**EXERCISE DIRECTIONS**
List, from the lines below, each one with "this" in it.

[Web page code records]
_ _ _ _ _ _ _
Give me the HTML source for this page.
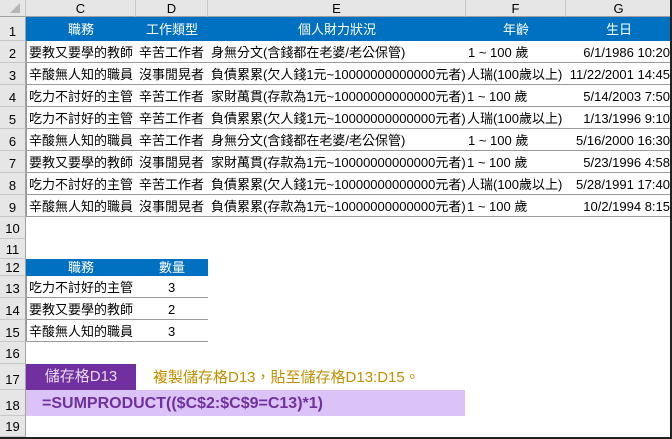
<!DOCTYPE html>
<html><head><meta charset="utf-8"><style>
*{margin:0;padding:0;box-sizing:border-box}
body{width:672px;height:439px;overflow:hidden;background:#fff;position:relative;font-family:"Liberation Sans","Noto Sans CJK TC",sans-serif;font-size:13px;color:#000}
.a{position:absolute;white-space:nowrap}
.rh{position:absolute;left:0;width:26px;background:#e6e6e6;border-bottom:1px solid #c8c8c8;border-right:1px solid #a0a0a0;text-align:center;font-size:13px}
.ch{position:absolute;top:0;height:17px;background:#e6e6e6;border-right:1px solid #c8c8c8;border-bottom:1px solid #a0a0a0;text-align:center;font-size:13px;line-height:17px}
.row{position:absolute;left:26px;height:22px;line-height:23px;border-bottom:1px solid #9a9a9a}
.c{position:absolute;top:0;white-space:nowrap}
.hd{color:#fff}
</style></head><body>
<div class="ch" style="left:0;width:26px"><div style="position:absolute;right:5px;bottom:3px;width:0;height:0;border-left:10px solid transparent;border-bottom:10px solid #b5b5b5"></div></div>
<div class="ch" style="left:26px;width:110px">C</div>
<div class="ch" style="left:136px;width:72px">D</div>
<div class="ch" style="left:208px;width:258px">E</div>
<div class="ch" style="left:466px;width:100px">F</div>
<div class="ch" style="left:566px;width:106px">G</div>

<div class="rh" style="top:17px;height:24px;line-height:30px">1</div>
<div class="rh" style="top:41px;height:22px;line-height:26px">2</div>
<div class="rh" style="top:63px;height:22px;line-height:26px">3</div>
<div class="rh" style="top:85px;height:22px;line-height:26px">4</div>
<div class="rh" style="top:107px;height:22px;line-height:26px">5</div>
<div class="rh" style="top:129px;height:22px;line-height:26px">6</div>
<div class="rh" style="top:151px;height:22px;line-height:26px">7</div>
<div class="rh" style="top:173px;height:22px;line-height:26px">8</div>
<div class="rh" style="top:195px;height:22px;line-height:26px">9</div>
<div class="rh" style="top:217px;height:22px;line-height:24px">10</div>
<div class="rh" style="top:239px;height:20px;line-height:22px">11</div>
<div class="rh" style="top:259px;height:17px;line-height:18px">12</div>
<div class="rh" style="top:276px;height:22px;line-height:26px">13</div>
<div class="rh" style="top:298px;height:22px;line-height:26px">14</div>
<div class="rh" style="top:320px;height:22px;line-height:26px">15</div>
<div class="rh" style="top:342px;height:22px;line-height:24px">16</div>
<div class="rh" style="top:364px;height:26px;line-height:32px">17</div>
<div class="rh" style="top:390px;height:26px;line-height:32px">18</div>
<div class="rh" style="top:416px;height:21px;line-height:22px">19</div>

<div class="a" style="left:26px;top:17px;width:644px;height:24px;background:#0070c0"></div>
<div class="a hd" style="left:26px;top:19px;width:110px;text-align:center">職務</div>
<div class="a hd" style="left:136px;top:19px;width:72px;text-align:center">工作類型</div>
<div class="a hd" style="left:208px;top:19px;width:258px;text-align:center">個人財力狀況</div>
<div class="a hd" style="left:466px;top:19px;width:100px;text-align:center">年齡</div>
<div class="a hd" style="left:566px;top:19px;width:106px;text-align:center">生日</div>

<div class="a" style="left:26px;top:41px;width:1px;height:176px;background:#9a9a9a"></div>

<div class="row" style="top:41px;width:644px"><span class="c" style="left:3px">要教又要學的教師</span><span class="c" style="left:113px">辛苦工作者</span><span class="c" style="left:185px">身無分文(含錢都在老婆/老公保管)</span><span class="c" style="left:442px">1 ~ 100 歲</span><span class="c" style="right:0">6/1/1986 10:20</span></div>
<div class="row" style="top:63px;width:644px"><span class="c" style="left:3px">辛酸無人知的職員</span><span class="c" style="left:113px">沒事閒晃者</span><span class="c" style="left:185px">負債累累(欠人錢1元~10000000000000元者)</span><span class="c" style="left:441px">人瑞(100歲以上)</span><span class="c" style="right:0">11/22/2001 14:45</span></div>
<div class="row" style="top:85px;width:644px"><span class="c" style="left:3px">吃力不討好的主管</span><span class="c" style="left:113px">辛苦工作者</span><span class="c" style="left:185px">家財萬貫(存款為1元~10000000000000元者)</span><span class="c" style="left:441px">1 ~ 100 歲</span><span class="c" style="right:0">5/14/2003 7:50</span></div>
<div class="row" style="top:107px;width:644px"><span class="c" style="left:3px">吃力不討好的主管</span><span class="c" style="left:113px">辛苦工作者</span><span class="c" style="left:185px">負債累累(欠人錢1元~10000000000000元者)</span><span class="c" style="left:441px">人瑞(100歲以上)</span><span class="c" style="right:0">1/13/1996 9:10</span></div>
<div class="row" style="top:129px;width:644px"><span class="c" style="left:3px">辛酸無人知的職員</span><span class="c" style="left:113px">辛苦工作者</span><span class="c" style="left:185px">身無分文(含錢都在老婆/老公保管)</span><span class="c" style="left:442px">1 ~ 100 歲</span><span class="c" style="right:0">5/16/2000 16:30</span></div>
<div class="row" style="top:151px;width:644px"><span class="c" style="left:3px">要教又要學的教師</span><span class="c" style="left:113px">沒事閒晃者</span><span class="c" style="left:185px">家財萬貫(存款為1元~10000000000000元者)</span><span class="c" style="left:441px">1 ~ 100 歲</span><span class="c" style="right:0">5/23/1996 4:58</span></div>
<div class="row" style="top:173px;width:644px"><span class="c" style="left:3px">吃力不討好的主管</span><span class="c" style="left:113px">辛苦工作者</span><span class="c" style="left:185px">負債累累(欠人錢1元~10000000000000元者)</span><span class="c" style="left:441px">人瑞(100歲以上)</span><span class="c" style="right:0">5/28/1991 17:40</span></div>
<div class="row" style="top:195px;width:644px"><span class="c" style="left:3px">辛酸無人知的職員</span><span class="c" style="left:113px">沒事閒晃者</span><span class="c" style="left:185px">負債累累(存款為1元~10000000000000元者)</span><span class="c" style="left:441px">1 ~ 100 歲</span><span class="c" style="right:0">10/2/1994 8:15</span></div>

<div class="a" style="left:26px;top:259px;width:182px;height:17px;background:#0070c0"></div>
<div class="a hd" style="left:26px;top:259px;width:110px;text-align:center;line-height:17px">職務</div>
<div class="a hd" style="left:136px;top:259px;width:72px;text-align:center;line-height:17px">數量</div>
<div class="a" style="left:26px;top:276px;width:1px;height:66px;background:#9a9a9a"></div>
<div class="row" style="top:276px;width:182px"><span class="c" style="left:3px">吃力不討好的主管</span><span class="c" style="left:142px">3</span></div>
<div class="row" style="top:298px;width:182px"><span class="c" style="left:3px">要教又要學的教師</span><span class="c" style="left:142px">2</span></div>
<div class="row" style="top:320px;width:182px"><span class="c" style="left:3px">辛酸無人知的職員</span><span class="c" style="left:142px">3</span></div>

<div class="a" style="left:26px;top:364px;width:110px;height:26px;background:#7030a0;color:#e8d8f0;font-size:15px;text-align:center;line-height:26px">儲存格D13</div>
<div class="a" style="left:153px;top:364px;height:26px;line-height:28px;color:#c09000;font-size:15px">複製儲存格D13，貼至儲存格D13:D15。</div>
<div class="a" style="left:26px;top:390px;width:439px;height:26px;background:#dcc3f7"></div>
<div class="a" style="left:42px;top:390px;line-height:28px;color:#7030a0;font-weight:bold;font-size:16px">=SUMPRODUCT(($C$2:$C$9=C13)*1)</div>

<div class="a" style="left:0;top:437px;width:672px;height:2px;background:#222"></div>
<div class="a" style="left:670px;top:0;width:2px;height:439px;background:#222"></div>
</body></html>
_ _ _ _ _ _ _
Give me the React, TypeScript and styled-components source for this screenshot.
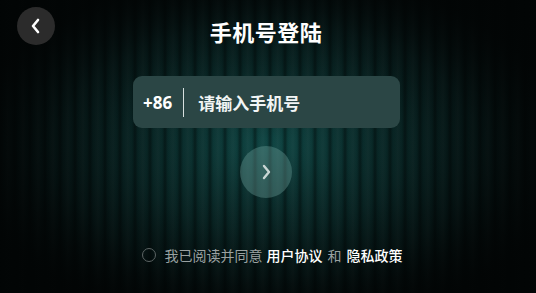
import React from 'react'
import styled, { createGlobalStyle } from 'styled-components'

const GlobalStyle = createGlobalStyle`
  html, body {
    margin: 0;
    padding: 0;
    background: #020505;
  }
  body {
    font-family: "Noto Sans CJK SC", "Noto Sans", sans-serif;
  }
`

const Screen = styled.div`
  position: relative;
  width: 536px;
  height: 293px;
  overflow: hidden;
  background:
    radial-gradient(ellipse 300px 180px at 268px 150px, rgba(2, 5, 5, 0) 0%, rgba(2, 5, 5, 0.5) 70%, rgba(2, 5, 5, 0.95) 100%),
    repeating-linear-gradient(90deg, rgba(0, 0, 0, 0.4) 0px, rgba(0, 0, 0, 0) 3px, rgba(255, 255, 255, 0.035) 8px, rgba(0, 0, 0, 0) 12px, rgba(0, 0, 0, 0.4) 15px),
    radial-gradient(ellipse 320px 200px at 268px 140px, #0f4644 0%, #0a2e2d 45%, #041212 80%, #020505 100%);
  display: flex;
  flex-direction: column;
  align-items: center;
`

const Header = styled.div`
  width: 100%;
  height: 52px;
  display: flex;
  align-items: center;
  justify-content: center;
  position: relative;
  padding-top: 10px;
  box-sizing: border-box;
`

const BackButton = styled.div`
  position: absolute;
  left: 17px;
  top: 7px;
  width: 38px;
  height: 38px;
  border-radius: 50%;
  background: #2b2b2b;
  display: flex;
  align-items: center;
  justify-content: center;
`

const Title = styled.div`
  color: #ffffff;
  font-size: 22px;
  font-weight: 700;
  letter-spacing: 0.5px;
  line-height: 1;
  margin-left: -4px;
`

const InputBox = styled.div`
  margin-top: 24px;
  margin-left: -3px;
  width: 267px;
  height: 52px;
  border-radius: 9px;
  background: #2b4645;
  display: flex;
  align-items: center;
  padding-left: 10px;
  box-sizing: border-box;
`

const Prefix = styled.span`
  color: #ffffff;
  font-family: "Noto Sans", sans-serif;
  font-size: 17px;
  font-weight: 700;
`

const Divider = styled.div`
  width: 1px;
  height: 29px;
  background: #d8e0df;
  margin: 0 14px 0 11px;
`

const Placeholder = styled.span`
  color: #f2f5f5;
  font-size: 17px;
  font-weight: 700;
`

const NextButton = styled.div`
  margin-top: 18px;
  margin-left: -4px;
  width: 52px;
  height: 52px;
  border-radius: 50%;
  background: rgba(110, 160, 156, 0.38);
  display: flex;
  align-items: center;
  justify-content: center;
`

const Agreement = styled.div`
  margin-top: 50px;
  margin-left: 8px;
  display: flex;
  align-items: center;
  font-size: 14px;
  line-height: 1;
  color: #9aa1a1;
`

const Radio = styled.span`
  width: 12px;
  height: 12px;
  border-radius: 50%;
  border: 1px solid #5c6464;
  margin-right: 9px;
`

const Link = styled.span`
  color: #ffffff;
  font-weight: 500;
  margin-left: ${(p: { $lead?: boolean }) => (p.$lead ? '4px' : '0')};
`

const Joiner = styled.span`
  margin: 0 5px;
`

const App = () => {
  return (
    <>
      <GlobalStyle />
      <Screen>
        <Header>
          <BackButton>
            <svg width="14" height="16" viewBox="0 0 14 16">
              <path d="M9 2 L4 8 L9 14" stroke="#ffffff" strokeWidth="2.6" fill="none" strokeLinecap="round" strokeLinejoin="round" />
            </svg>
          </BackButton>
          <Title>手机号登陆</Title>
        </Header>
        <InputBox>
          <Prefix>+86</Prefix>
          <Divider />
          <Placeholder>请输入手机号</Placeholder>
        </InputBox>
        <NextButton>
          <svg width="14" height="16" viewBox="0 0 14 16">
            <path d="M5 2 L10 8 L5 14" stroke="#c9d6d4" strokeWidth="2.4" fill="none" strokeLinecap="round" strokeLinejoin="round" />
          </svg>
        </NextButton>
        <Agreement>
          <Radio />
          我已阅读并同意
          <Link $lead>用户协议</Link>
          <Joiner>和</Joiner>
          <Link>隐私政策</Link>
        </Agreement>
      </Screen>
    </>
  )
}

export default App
_ _ _ _ _ _ _
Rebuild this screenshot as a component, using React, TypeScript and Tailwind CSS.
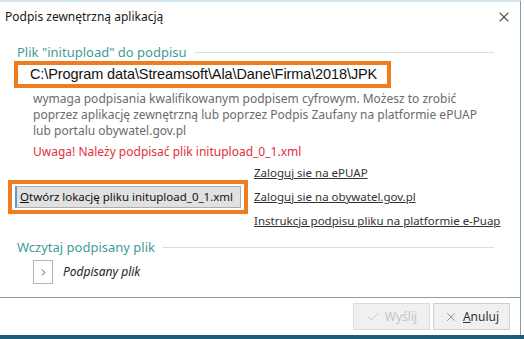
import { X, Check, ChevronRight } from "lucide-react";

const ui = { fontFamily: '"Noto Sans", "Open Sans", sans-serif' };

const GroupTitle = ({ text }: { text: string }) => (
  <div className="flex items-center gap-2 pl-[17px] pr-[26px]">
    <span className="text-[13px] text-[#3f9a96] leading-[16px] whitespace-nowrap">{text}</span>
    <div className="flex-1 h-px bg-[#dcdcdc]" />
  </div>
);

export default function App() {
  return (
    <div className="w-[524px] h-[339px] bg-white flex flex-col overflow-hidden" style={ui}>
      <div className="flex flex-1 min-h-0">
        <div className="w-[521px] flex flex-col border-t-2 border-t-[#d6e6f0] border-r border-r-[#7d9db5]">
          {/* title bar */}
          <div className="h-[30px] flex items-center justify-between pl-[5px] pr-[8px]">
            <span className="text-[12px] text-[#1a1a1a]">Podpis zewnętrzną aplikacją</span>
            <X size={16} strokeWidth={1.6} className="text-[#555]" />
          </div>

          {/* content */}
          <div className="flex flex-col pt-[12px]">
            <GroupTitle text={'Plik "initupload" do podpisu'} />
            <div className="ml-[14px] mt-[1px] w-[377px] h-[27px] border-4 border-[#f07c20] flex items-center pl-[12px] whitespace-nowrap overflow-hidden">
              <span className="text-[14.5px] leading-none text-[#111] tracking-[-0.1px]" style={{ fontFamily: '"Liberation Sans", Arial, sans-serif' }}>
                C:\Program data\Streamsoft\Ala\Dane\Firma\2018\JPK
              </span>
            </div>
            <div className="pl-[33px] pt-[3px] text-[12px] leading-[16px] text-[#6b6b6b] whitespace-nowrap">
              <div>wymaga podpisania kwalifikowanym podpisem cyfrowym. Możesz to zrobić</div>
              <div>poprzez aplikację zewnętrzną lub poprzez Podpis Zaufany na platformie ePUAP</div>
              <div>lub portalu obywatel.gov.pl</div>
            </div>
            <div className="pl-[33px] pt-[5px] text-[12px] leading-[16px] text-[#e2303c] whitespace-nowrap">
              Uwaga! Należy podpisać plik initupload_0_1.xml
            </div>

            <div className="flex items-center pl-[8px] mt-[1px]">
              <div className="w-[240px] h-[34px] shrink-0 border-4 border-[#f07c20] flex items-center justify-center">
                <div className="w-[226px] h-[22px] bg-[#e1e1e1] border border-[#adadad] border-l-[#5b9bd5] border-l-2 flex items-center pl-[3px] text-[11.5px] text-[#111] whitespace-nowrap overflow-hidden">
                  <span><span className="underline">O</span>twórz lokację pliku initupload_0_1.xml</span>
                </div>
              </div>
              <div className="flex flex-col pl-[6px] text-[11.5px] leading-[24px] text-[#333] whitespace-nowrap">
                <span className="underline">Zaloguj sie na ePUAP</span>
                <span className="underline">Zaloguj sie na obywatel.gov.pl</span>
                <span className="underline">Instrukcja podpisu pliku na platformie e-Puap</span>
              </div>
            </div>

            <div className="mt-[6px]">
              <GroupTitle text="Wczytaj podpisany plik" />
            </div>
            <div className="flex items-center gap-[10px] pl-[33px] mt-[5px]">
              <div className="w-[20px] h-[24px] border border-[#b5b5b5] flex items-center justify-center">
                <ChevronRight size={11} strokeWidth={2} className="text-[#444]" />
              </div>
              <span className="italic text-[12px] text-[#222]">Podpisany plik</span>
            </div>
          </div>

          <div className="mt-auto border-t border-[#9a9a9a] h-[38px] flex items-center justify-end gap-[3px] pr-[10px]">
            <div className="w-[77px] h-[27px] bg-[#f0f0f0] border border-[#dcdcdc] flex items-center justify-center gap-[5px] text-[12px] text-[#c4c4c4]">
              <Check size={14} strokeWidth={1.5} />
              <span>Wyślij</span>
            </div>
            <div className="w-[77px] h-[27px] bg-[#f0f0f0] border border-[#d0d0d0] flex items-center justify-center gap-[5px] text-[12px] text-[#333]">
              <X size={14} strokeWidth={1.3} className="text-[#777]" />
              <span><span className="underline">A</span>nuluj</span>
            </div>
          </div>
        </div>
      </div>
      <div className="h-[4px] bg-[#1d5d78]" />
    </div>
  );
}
_ _ _ _ _ _ _
**TASK RESULT**
Give me the HTML source for this page.
Give me the React, TypeScript and styled-components source for this screenshot.
Rebuild this screenshot as a component, using React, TypeScript and Tailwind CSS.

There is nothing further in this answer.